After the suspension flume was finished and water was on the Flat our claim cleaned up for the first week’s work about fifty dollars a piece. We used quicksilver plentifully in the sluices; and the amalgam was taken to my cabin in a gold-pan and put on the hot coals to drive off the mercury, which it did, and salivated the four of us besides. The sublimated mineral covered walls, tables and chairs with a fine, frost-like coating, and on rubbing one’s finger over any surface a little globule of quicksilver would roll up before it. Then we went to Chinese Camp and gave the doctor about half our individual week’s dividends to get the mercury out of us. Three weeks of sore mouths and loosened teeth followed this intelligent exposure. It was through such experiences as these that we became in California practical mineralogists. However, it’s an easy way of taking “blue mass.” The claim from which great gains had been expected eventually settled down to an average of two dollars and a half to three dollars per day. Break-downs of the flume, failure of water from up country, very stormy weather, building and repairing reservoirs, cutting tail races through rock—all caused numerous delays, and every such delay lessened the average per diem. It was necessary to build reservoirs, to store the water for washing, and these reservoirs broke with the ease and facility of a Bowery savings bank.

CHAPTER XIII.
ONE DAY’S DIGGING.

We got out of our blankets heavily. Legs and back were apt to be a little stiff in the morning. Or if not stiff, they lacked action. Working all the day previous, possibly in the water, or with it splashing all about, tugging at heavy boulders, shouldering wet sluices, to say nothing of the regular pick-and-shovel exercise, would make itself felt even when the limbs and blood were younger than now. Dressing was a short job. A pair of damp overalls, a pair of socks, a pair of shoes, or possibly the heavy rubber mining boots. Flannel shirts we slept in. A face-swabbing with cold water in the tin basin outside and a “lick and a promise” for the hair with the comb. That was about all for week days. Vanity of apparel there was little for the working miner. Who was there to dress for? Woman? The nearest was half a mile, fifty years of age, and married. Then breakfast. The fire kindled in the contrary little stove. Possibly it was necessary to attack with a axe that dried old stump near by and hack off a few chips to cook with. The miner’s wood-pile was generally small. He got in fuel on rainy days, or at the odd intervals to be spared from work. You put on the worn tin teapot, lowered the gauze-covered meat safe from the tree, cut a steak from the chunk of bull mahogany within called beef, slung a dab of lard in the frying-pan, put therein the meat and let it sizzle. Two or three boiled potatoes might be sliced, fried more or less brown in the gravy, and this, with bread and tea, formed the breakfast. The bread was the bread of your own laborious baking, the loaf of an irregular shape, the crust very hard and thick, the color often “pied,” being black where it had burned, brown where it had baked, and of a pallid whiteness where it had not baked at all. Within the loaf might be close, heavy, and in color either a creamy or a canary yellow, in proportion to the improper amount of yeast powder used.

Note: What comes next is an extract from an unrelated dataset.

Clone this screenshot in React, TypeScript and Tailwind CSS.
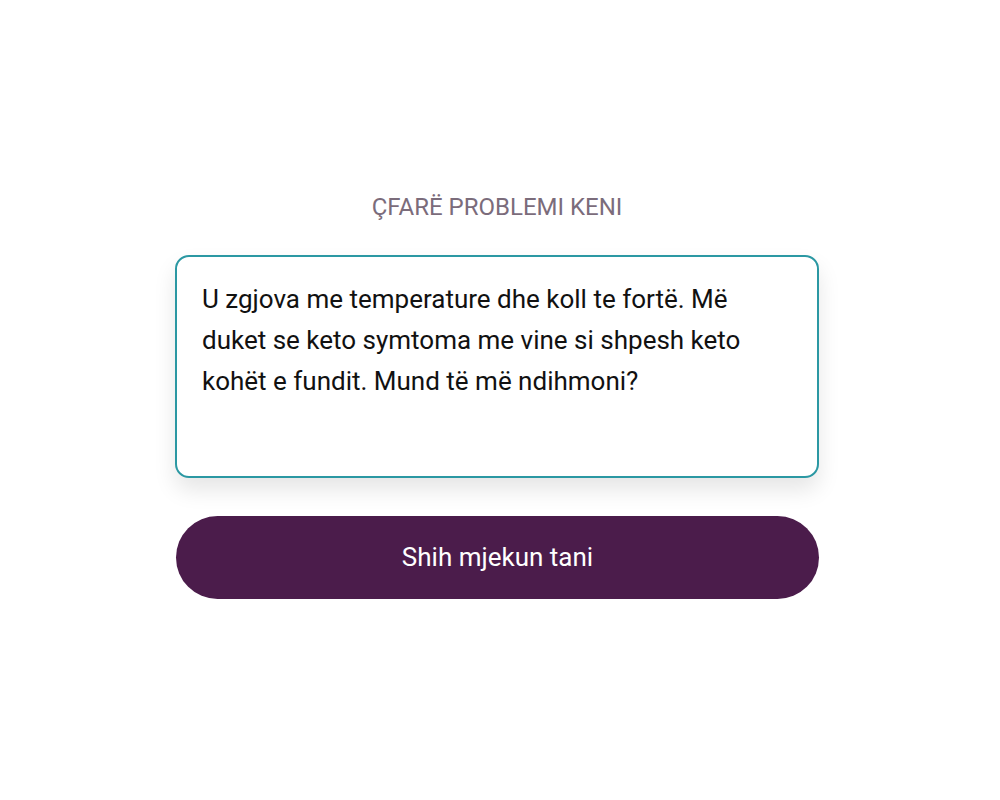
export default function App() {
  return (
    <div className="min-h-[800px] w-[1000px] bg-white font-['Roboto',sans-serif]">
      <div className="ml-[175px] flex w-[644px] flex-col pt-[193px]">
        <p className="text-center text-[24px] leading-[28px] text-[#7b6c7b]">
          ÇFARË PROBLEMI KENI
        </p>
        <div className="mt-[34px] h-[223px] rounded-[14px] border-2 border-[#2b98a3] bg-white px-[25px] pt-[22px] shadow-[0_12px_22px_rgba(0,0,0,0.1)]">
          <p className="text-[26px] leading-[41px] text-[#111]">
            U zgjova me temperature dhe koll te fortë. Më duket se keto symtoma
            me vine si shpesh keto kohët e fundit. Mund të më ndihmoni?
          </p>
        </div>
        <button className="mt-[38px] ml-[1px] h-[83px] rounded-full bg-[#4b1c4b] text-[26px] text-white">
          Shih mjekun tani
        </button>
      </div>
    </div>
  );
}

The table is a broad shelf against the wall. There is no table-cloth. You did not always wash up after breakfast, for the dishes, as they stood, were all in place for dinner. Some fastidious miners washed their dishes after each meal; most of us did not. It was too much to expect of hard-worked humanity. The cabin door is open while you eat and from it you look forth on the claim. There lies the bank of red earth as you left it yesterday after the “cave.” There is the reservoir full of coffee-colored ditch water which had run in during the night after being used for washing in a dozen claims “up country.” Then you draw on those damp, clammy rubber boots, either to the knee or hip high, the outside splashed with the dried reddish mud, and smelling disagreeably of rubber as you pulled them on and smelling worse as you became heated and perspiring. In these you waddle to the claim. I forgot. Breakfast over, one of the most important acts of the day was next on the programme. That was the filling, lighting, and smoking of your pipe. Nothing could hurry you through this performance. The filling was cut in slivers with a careful and solemn consideration; the weed was carefully bestowed in the bowl; the match was applied with a deliberation savoring of a religious act; the first puff rose in the air as incense to the early morn, and smoking thus you waddled in your big boots to the claim. There you met your three partners, all likewise smoking. There they stand on the bank, looking into the ground-sluice. There is no “good morning” or other greeting: if anything, grunts. There lay the tools—shovels, picks, crowbar, and sluice-fork—helplessly about, as left last evening. A little muddy water trickles through the line of sluices. One of us goes to the reservoir, a few hundred yards off, and turns on the water. Another goes to the tail of the sluices with the sluice-fork. Then is heard the clicking of the pick and the grating of the shovel against the red dirt; down comes the muddy water over the bank and the day’s work has fairly commenced.